Saturday, April 02, 2005
Just a Man
Leading the way.
Pictured above you can see Pope John Paul II whose passing we have begun to mourn this day. I occupy the odd position of being a Protestant (and almost a Lutheran) who happens to respect the Pope to a great degree. Let me explain.
Many is the time that I have mentioned the Pope only to hear someone say, "He's just a man." I disagree. The Pope was not just a man, he was a man who did some great things in his life. He was a man who pointed to a deeper, sterner morality. He was a man who rejected the moral relativism that charged into society in the 1960's. He was a man who stood against Soviet communism in the face of a world that believed no form of government was better than another. He was a man who championed human dignity and understood that everyone is equal. He understood that every person is endowed with certain rights and ought to be treated as if that were true. More than this, he spoke out about those rights. You were never uncertain about what Pope John Paul II believed, nor what he believed in. To have such a man become an international figure at the time that he did caused much to change in the world.
Many things have happened since Karol Wojtyla was chosen for the papacy in 1978. The world changed drastically since that time. Communism remained strong in 1978. Culturally the world had changed following Vatican 2. You can read all about his life in an article by William Kristol. Kristol shows the importance of John Paul II's papacy on the world at large in his well written essay. John Paul II gave more to the world than a commentary unhindered by politics and rich with a true understanding of good and evil. He gave more to the world than merely a very active pope who cared deeply about human suffering and fought to preserve morality. In a way, he gave the world a commission.

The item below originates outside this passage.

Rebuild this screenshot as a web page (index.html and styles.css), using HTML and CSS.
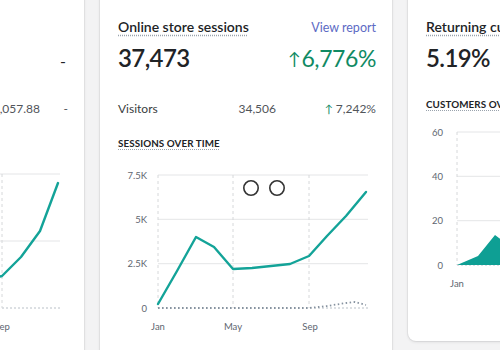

The photo above expresses a certain symbolism about the Pope's life that must be understood. Slowly, head bent, he steps forward, and what do we see? We see humility and suffering. We see an office taken and used for good to draw mankind forward towards a greater light. We see a way pointed out to us, perhaps one that many cannot follow. He showed us a different life, one that many may be searching for as I write. In taking that way of life he asks that we rise above being just people and realize that we have a choice. We can choose to live our lives without paying attention to anything but our own wants and needs. Or we can choose to live our lives in making the world a better place.
Meditation on truth and morality should not lead us down a despondent path. John Paul II realized this. His life echoed a deep sense of joy even as he said "Be not afraid!" at the beginning of his papacy. He rose above the temptation to despair about where the world is going. He chose to make the world a better place; to put his belief in truth and morality--his belief in God--to practice. As the Pope he could have looked down upon humanity and acted above them. Instead he worked for every person's rights, and strove for the common person. Not long before he died, he heard that young people had enmassed outside of the Vatican, "I have been waiting for you," he said. No doubt he had, no doubt he knew that someday someone would have to carry on his legacy. To bend beneath that weight of humility and strive to define the world around them by declaring what was good and what was evil. By clearly believing in what they spoke out for in more than words alone.
That is the commission of John Paul II, a man. Just a man in a position to make the world a better place and actually attempting to do that. He was just a mortal man, who believed in an immortal God and tried to do His will.